WHAT YOU HAVE TO DO. Retype all material exactly. Pictures stay out of the copy.

DATA SHOWN.
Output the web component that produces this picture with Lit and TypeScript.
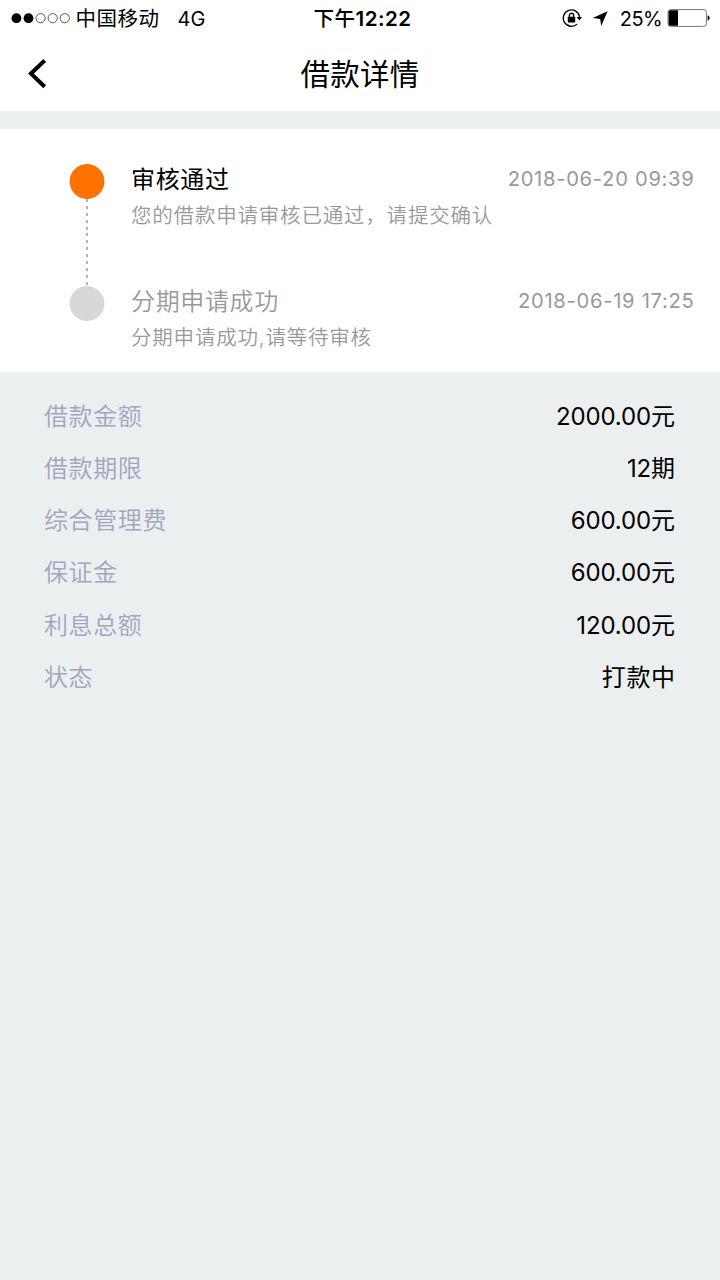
import { LitElement, html, css, svg } from "lit";
import { customElement } from "lit/decorators.js";

const steps = [
  { title: "审核通过", time: "2018-06-20 09:39", note: "您的借款申请审核已通过，请提交确认", active: true },
  { title: "分期申请成功", time: "2018-06-19 17:25", note: "分期申请成功,请等待审核", active: false },
];

const rows = [
  { label: "借款金额", num: "2000.00", unit: "元" },
  { label: "借款期限", num: "12", unit: "期" },
  { label: "综合管理费", num: "600.00", unit: "元" },
  { label: "保证金", num: "600.00", unit: "元" },
  { label: "利息总额", num: "120.00", unit: "元" },
  { label: "状态", num: "", unit: "打款中" },
];

@customElement("status-bar")
class StatusBar extends LitElement {
  static styles = css`
    :host { display: grid; grid-template-columns: 1fr auto 1fr; height: 37px; align-items: center; padding: 0 10px 0 11px; box-sizing: border-box; line-height: 37px; font-size: 20px; color: #000; }
    .side { display: flex; align-items: center; height: 37px; white-space: pre; }
    .right { justify-content: flex-end; }
    .carrier { margin-left: 4.5px; font-size: 20.5px; letter-spacing: 0.5px; }
    .net { margin-left: 18px; font-size: 20px; padding-top: 1px; letter-spacing: 0.2px; }
    .time { font-weight: 600; font-size: 20.5px; letter-spacing: 0.5px; padding-left: 4px; }
    .cn { font-weight: 500; }
    .lock { margin-right: 10px; }
    .arrow { margin-right: 12px; }
    .pct { font-size: 20px; margin-right: 5px; letter-spacing: -0.6px; padding-top: 1px; }
    svg { display: block; flex: none; }
  `;
  render() {
    return html`
      <div class="side">
        <svg width="60" height="12" viewBox="0 0 60 12">
          ${[0, 1, 2, 3, 4].map((i) => i < 2
            ? svg`<circle cx=${5.4 + i * 12.1} cy="5.2" r="4.9" fill="#000"/>`
            : svg`<circle cx=${5.4 + i * 12.1} cy="5.2" r="4.6" fill="none" stroke="#333" stroke-width=".8"/>`)}
        </svg>
        <span class="carrier">中国移动</span><span class="net">4G</span>
      </div>
      <div class="time"><span class="cn">下午</span>12:22</div>
      <div class="side right">
        <svg class="lock" width="20" height="20" viewBox="0 0 20 20">
          <path d="M17.6 7.9A8.2 8.2 0 1 0 15.1 15.1" fill="none" stroke="#000" stroke-width="1.3"/>
          <path d="M14.7 8h5.3l-2.6 3.5z"/>
          <rect x="5.8" y="7.7" width="7.4" height="5.8" rx=".6"/>
          <path d="M7.4 8.2V6.4a2.1 2.1 0 0 1 4.2 0V8.2" fill="none" stroke="#000" stroke-width="1.4"/>
        </svg>
        <svg class="arrow" width="16" height="16" viewBox="0 0 16 16"><path d="M15.6 .2L9.2 15 8.2 8.1.7 7.1z"/></svg>
        <span class="pct">25%</span>
        <svg width="43" height="19" viewBox="0 0 43 19">
          <rect x="1" y=".6" width="38.4" height="16.8" rx="2.6" fill="#fff" stroke="#777" stroke-width="1"/>
          <path d="M3.2 1.2h7.8v15.6H3.2a1.6 1.6 0 0 1-1.6-1.6V2.8A1.6 1.6 0 0 1 3.2 1.2z"/>
          <path d="M40.6 6.3c2.6 .7 2.6 4.7 0 5.4z"/>
        </svg>
      </div>`;
  }
}

@customElement("nav-bar")
class NavBar extends LitElement {
  static styles = css`
    :host { display: grid; grid-template-columns: 60px 1fr 60px; align-items: center; height: 74px; color: #000; }
    svg { display: block; margin-left: 27px; }
    .title { text-align: center; font-size: 29.5px; letter-spacing: 0.2px; line-height: 74px; }
  `;
  render() {
    return html`
      <svg width="21" height="32" viewBox="0 0 21 32"><path d="M17.7 2.5L4 15.6 17.7 28.7" fill="none" stroke="#000" stroke-width="4"/></svg>
      <div class="title">借款详情</div><span></span>`;
  }
}

@customElement("app-root")
class AppRoot extends LitElement {
  static styles = css`
    :host { display: block; min-height: 1280px; background: #ebeff0; font-family: Inter, "Noto Sans CJK SC", sans-serif; white-space: nowrap; }
    .top { background: #fff; height: 111px; }
    .timeline { margin-top: 18px; background: #fff; height: 243px; padding: 35px 26px 0 69px; box-sizing: border-box; }
    .step { display: grid; grid-template-columns: 36px 1fr; column-gap: 26px; height: 121.7px; }
    .rail { display: flex; flex-direction: column; align-items: center; }
    .dot { width: 36px; height: 35px; background: radial-gradient(circle at 50% 50%, #d8d8d8 17px, transparent 17.8px); flex: none; }
    .active .dot { background: radial-gradient(circle at 50% 50%, #ff7200 17px, transparent 17.8px); }
    .dash { width: 2px; flex: 1; background: repeating-linear-gradient(to bottom, #b4b4b4 0 3px, transparent 3px 6.9px); }
    .head { display: flex; justify-content: space-between; height: 31px; line-height: 31px; color: #999; }
    .title { font-size: 24px; font-weight: 350; letter-spacing: 0.65px; }
    .active .title { color: #000; font-weight: 400; }
    .time { font-size: 20.2px; letter-spacing: 0.7px; margin-right: -0.5px; line-height: 30px; }
    .note { margin-top: 5px; height: 30px; line-height: 31px; font-size: 20.5px; font-weight: 350; letter-spacing: 0.8px; color: #999; }
    .details { padding: 19px 45px 0 44px; }
    .row { display: flex; justify-content: space-between; height: 52.15px; line-height: 52px; }
    .label { font-size: 24px; font-weight: 350; letter-spacing: 0.6px; color: #a2a5bd; }
    .value { font-size: 24px; color: #000; }
    .num { letter-spacing: -0.15px; }
    .unit { letter-spacing: 0.6px; margin-right: -0.6px; }
  `;
  render() {
    return html`
      <div class="top" lang="zh-CN"><status-bar></status-bar><nav-bar></nav-bar></div>
      <div class="timeline" lang="zh-CN">
        ${steps.map((s) => html`
          <div class="step ${s.active ? "active" : ""}">
            <div class="rail"><div class="dot"></div>${s.active ? html`<div class="dash"></div>` : ""}</div>
            <div>
              <div class="head"><span class="title">${s.title}</span><span class="time">${s.time}</span></div>
              <div class="note">${s.note}</div>
            </div>
          </div>`)}
      </div>
      <div class="details" lang="zh-CN">
        ${rows.map((r) => html`
          <div class="row"><span class="label">${r.label}</span><span class="value"><span class="num">${r.num}</span><span class="unit">${r.unit}</span></span></div>`)}
      </div>`;
  }
}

THE REPLY.
Output the web component that produces this picture with Lit and TypeScript.
import { LitElement, html, css, svg } from "lit";
import { customElement } from "lit/decorators.js";

const steps = [
  { title: "审核通过", time: "2018-06-20 09:39", note: "您的借款申请审核已通过，请提交确认", active: true },
  { title: "分期申请成功", time: "2018-06-19 17:25", note: "分期申请成功,请等待审核", active: false },
];

const rows = [
  { label: "借款金额", num: "2000.00", unit: "元" },
  { label: "借款期限", num: "12", unit: "期" },
  { label: "综合管理费", num: "600.00", unit: "元" },
  { label: "保证金", num: "600.00", unit: "元" },
  { label: "利息总额", num: "120.00", unit: "元" },
  { label: "状态", num: "", unit: "打款中" },
];

@customElement("status-bar")
class StatusBar extends LitElement {
  static styles = css`
    :host { display: grid; grid-template-columns: 1fr auto 1fr; height: 37px; align-items: center; padding: 0 10px 0 11px; box-sizing: border-box; line-height: 37px; font-size: 20px; color: #000; }
    .side { display: flex; align-items: center; height: 37px; white-space: pre; }
    .right { justify-content: flex-end; }
    .carrier { margin-left: 4.5px; font-size: 20.5px; letter-spacing: 0.5px; }
    .net { margin-left: 18px; font-size: 20px; padding-top: 1px; letter-spacing: 0.2px; }
    .time { font-weight: 600; font-size: 20.5px; letter-spacing: 0.5px; padding-left: 4px; }
    .cn { font-weight: 500; }
    .lock { margin-right: 10px; }
    .arrow { margin-right: 12px; }
    .pct { font-size: 20px; margin-right: 5px; letter-spacing: -0.6px; padding-top: 1px; }
    svg { display: block; flex: none; }
  `;
  render() {
    return html`
      <div class="side">
        <svg width="60" height="12" viewBox="0 0 60 12">
          ${[0, 1, 2, 3, 4].map((i) => i < 2
            ? svg`<circle cx=${5.4 + i * 12.1} cy="5.2" r="4.9" fill="#000"/>`
            : svg`<circle cx=${5.4 + i * 12.1} cy="5.2" r="4.6" fill="none" stroke="#333" stroke-width=".8"/>`)}
        </svg>
        <span class="carrier">中国移动</span><span class="net">4G</span>
      </div>
      <div class="time"><span class="cn">下午</span>12:22</div>
      <div class="side right">
        <svg class="lock" width="20" height="20" viewBox="0 0 20 20">
          <path d="M17.6 7.9A8.2 8.2 0 1 0 15.1 15.1" fill="none" stroke="#000" stroke-width="1.3"/>
          <path d="M14.7 8h5.3l-2.6 3.5z"/>
          <rect x="5.8" y="7.7" width="7.4" height="5.8" rx=".6"/>
          <path d="M7.4 8.2V6.4a2.1 2.1 0 0 1 4.2 0V8.2" fill="none" stroke="#000" stroke-width="1.4"/>
        </svg>
        <svg class="arrow" width="16" height="16" viewBox="0 0 16 16"><path d="M15.6 .2L9.2 15 8.2 8.1.7 7.1z"/></svg>
        <span class="pct">25%</span>
        <svg width="43" height="19" viewBox="0 0 43 19">
          <rect x="1" y=".6" width="38.4" height="16.8" rx="2.6" fill="#fff" stroke="#777" stroke-width="1"/>
          <path d="M3.2 1.2h7.8v15.6H3.2a1.6 1.6 0 0 1-1.6-1.6V2.8A1.6 1.6 0 0 1 3.2 1.2z"/>
          <path d="M40.6 6.3c2.6 .7 2.6 4.7 0 5.4z"/>
        </svg>
      </div>`;
  }
}

@customElement("nav-bar")
class NavBar extends LitElement {
  static styles = css`
    :host { display: grid; grid-template-columns: 60px 1fr 60px; align-items: center; height: 74px; color: #000; }
    svg { display: block; margin-left: 27px; }
    .title { text-align: center; font-size: 29.5px; letter-spacing: 0.2px; line-height: 74px; }
  `;
  render() {
    return html`
      <svg width="21" height="32" viewBox="0 0 21 32"><path d="M17.7 2.5L4 15.6 17.7 28.7" fill="none" stroke="#000" stroke-width="4"/></svg>
      <div class="title">借款详情</div><span></span>`;
  }
}

@customElement("app-root")
class AppRoot extends LitElement {
  static styles = css`
    :host { display: block; min-height: 1280px; background: #ebeff0; font-family: Inter, "Noto Sans CJK SC", sans-serif; white-space: nowrap; }
    .top { background: #fff; height: 111px; }
    .timeline { margin-top: 18px; background: #fff; height: 243px; padding: 35px 26px 0 69px; box-sizing: border-box; }
    .step { display: grid; grid-template-columns: 36px 1fr; column-gap: 26px; height: 121.7px; }
    .rail { display: flex; flex-direction: column; align-items: center; }
    .dot { width: 36px; height: 35px; background: radial-gradient(circle at 50% 50%, #d8d8d8 17px, transparent 17.8px); flex: none; }
    .active .dot { background: radial-gradient(circle at 50% 50%, #ff7200 17px, transparent 17.8px); }
    .dash { width: 2px; flex: 1; background: repeating-linear-gradient(to bottom, #b4b4b4 0 3px, transparent 3px 6.9px); }
    .head { display: flex; justify-content: space-between; height: 31px; line-height: 31px; color: #999; }
    .title { font-size: 24px; font-weight: 350; letter-spacing: 0.65px; }
    .active .title { color: #000; font-weight: 400; }
    .time { font-size: 20.2px; letter-spacing: 0.7px; margin-right: -0.5px; line-height: 30px; }
    .note { margin-top: 5px; height: 30px; line-height: 31px; font-size: 20.5px; font-weight: 350; letter-spacing: 0.8px; color: #999; }
    .details { padding: 19px 45px 0 44px; }
    .row { display: flex; justify-content: space-between; height: 52.15px; line-height: 52px; }
    .label { font-size: 24px; font-weight: 350; letter-spacing: 0.6px; color: #a2a5bd; }
    .value { font-size: 24px; color: #000; }
    .num { letter-spacing: -0.15px; }
    .unit { letter-spacing: 0.6px; margin-right: -0.6px; }
  `;
  render() {
    return html`
      <div class="top" lang="zh-CN"><status-bar></status-bar><nav-bar></nav-bar></div>
      <div class="timeline" lang="zh-CN">
        ${steps.map((s) => html`
          <div class="step ${s.active ? "active" : ""}">
            <div class="rail"><div class="dot"></div>${s.active ? html`<div class="dash"></div>` : ""}</div>
            <div>
              <div class="head"><span class="title">${s.title}</span><span class="time">${s.time}</span></div>
              <div class="note">${s.note}</div>
            </div>
          </div>`)}
      </div>
      <div class="details" lang="zh-CN">
        ${rows.map((r) => html`
          <div class="row"><span class="label">${r.label}</span><span class="value"><span class="num">${r.num}</span><span class="unit">${r.unit}</span></span></div>`)}
      </div>`;
  }
}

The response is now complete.